[Start]
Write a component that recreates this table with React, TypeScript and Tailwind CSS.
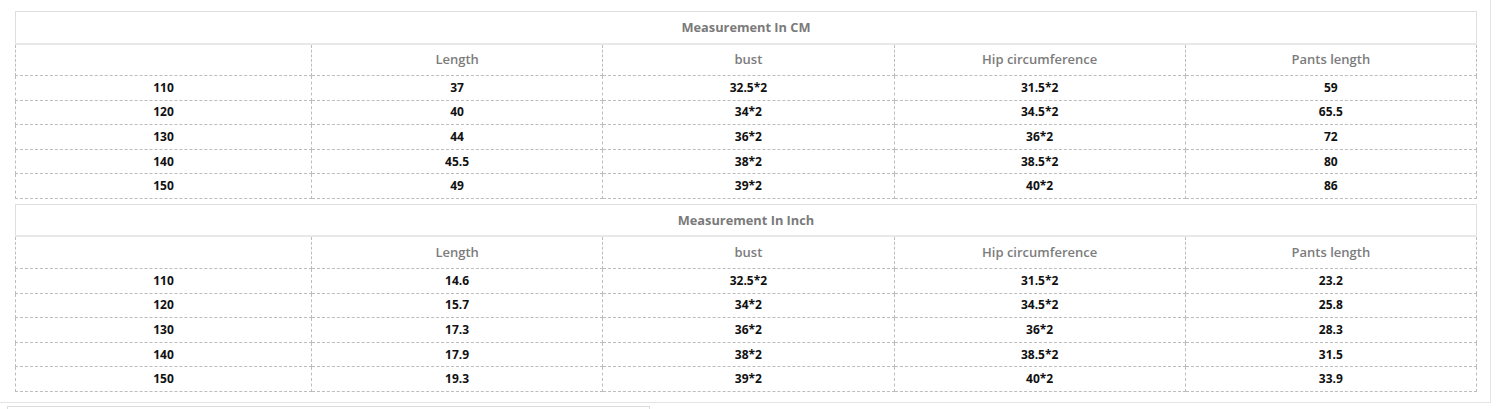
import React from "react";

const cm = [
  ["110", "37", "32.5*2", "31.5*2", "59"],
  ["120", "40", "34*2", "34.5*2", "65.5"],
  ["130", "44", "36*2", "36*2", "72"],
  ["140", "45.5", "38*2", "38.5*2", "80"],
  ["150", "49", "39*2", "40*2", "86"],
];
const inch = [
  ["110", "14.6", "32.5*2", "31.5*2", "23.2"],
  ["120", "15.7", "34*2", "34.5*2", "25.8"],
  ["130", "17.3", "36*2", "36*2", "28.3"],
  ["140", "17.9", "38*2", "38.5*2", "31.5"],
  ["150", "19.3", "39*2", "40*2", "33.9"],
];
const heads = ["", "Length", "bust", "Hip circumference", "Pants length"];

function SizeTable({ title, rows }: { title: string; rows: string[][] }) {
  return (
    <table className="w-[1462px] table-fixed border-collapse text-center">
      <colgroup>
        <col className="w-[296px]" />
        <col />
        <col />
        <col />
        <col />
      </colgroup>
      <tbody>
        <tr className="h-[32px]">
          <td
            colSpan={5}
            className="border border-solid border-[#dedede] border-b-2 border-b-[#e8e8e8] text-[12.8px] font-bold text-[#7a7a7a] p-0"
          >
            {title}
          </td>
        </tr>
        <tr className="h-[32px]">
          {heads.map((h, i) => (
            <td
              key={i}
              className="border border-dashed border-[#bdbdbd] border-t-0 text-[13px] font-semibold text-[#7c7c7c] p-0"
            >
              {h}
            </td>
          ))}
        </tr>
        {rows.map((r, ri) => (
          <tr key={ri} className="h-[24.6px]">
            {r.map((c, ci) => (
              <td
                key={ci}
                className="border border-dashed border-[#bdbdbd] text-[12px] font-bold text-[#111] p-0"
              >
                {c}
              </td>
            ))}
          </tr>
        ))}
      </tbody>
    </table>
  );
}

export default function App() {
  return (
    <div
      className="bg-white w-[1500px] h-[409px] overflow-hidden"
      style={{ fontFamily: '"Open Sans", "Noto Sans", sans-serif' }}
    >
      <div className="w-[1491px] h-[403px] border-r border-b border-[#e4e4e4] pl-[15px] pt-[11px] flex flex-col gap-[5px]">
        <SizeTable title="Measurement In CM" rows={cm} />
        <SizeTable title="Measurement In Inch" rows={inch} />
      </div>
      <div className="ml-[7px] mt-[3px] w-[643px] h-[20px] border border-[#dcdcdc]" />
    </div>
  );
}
[End]
== WHAT NEEDS TO BE DONE ==
Set the lines above down again, word for word, from the first through the one containing "import React from"; pictures excluded.

== EXERCISE RESPONSE ==
Write a component that recreates this table with React, TypeScript and Tailwind CSS.
import React from "react";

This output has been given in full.